Questionné sur les raisons pour lesquelles il n’augmenterait pas plutôt les transferts fédéraux en santé, un enjeu qui fait déjà l’objet de débats entre les bloquistes, les néo-démocrates et les conservateurs, Justin Trudeau est demeuré relativement évasif. « On a démontré qu’on [pouvait] travailler avec les provinces, même avec des provinces avec qui on a des différends. Il n’y a personne à travers le pays qui ne veut pas que nos aînés soient mieux protégés », a-t-il répondu en réitérant que son gouvernement avait signé des ententes avec de nombreuses provinces pour implanter un programme national de garderies à 10 $.

M. Trudeau a aussi convenu que « le Québec et d’autres provinces [avaient] déjà fait beaucoup » pour les soins de longue durée. « Au Québec, par exemple, le premier ministre Legault a augmenté les salaires et formé des milliers de préposés supplémentaires au cours des derniers mois.

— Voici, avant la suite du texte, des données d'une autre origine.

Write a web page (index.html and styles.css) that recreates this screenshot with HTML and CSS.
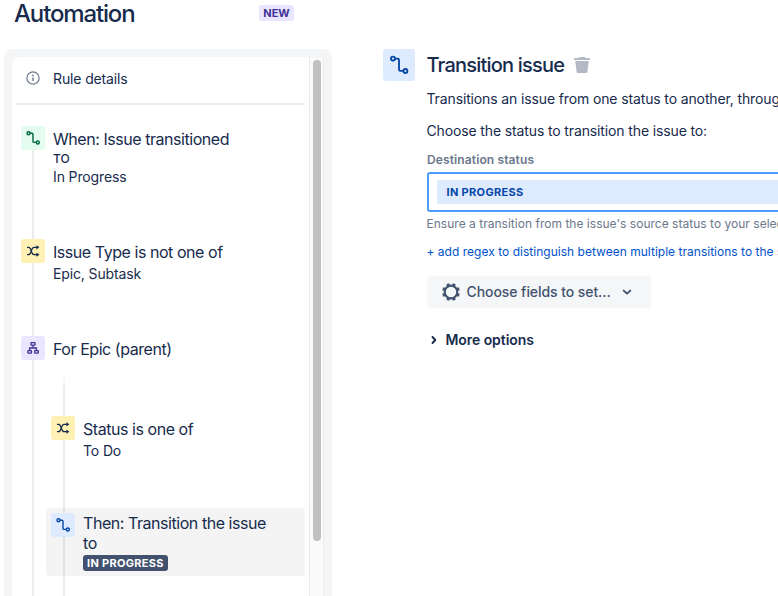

C’est le genre de mesures qu’il faut continuer de prendre », a soutenu le chef libéral. Rappelons qu’au Québec, les préposés formés par le gouvernement gagnent déjà 26 $ l’heure. Environ 10 000 d’entre eux ont été embauchés dans le cadre du programme de formation du gouvernement lancé pendant la crise.

Dans la dernière année, le premier ministre François Legault s’était d’ailleurs régulièrement opposé avec force à l’idée que le fédéral établisse des normes nationales dans les CHSLD. En octobre 2020, alors que M. Trudeau évoquait le sujet pour la première fois, le chef de la Coalition avenir Québec lui avait reproché de « faire une erreur en proposant des mesures centralisatrices » ou encore de « jouer avec le feu ».

Joint par La Presse jeudi, le cabinet de M. Legault a réitéré que « la santé [était] une compétence exclusive du Québec ». Le premier ministre du Québec présentera d’ailleurs ses demandes officielles aux partis fédéraux « dans les prochains jours », a indiqué l’attaché de presse Ewan Sauves.